Stalin is an optimizing compiler for Scheme that performs whole-program static analysis and uses the results of that analysis to generate extremely ecient code. Stalin utilizes a large collection of static-analysis techniques. It performs a novel form of polyvariant flow analysis that uses iterated monovariant flow analysis to perform flow-directed splitting: cloning of specialized copies of procedures and per-call-site assignment of targets to such clones. It uses the results of flow analysis to perform life-time analysis, escape analysis, points-to analysis, and must-alias analysis. These analyses support a novel form of lightweight closure conversion that eliminates most closure slots, using techniques such as variable globalization and localization, compresses the static backchain, and usually eliminates most closures from programs. It also uses the above analyses to support flow-directed region-based storage management, where run-time garbage collection is replaced with static allocation and deallocation on a per-abstract-value and per-program-point basis. It also performs flow-directed lightweight CPS conversion, using extensions of the techniques pioneered with Screamer, to support extremely ecient rst-class continuations. Finally, it supports ow-directed inlining and low-level representation selection to choose the implementation (or nonimplementation) of tags, tag checking, and tag dispatching on a per-abstract-value and per-program-point basis. This eliminates most run-time tags, tag checking, tagging, tag stripping, tag dispatching, boxing, and unboxing from programs. These analyses and optimizations allow Stalin to generate extremely efficient code that outperforms all other Scheme compilers by factors ranging between two and one hundred, particularly for numerically intensive code. Stalin often generates code that outperforms handwritten c and Fortran code.

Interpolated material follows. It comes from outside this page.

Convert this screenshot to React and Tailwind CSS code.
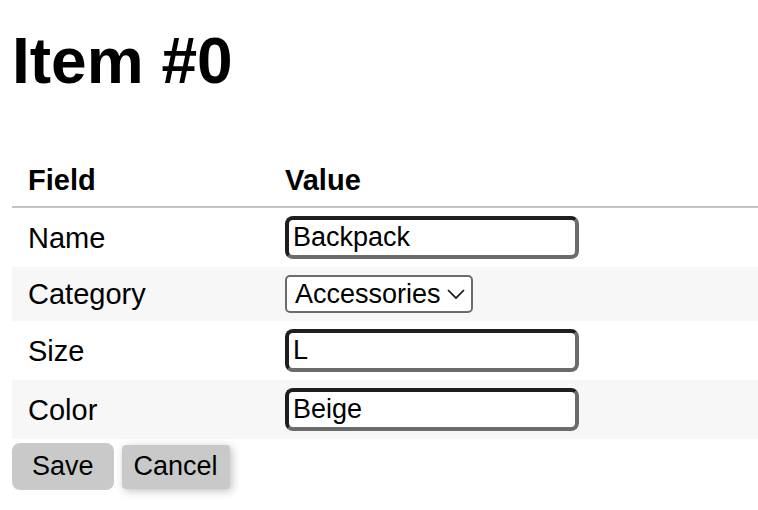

-- ftp://ftp.ecn.purdue.edu/qobi/research-statement.pdf

Although flow analysis has been extensively published about, I couldn't find much information using the results of it for the stuff he describes. Does anybody have pointers?


Most of this sounds like a _very_ big bag of hefty tricks. Closure conversion, lambda lifting, escape analysis and allocating on the stack, partial evaluation, etc.

Maybe there are more clues over at https://engineering.purdue.edu/~qobi/papers.html


Do you rank them in this order? I have "Compiling with continuations" and consider it my favorite 'compilers' book by far.


To be completely honest, I'm reading Queinnec's book at the moment, and don't know the others first hand. They're just on my reading list.

Lisp in small pieces is a fantastic book for Lisp implementers. It starts off with a simple eval and then increases in scope and complexity. It's very complete. You can see the contents in PDF here: http://assets.cambridge.org/97805215/45662/toc/9780521545662...

Allen's book is considered a definite classic, though, and has a sizeable (and perhaps, aging?) fan base.


NB. While Lisp in Small Pieces is very, very good, it's not actually complete as it doesn't cover garbage collection at all, which is a bit of a shame.


Fascinating approach. I would be interested to see benchmarks on the n-Queens solution in translated C vs hand-written C.


This is great! However, I'd love to see this for Stalin.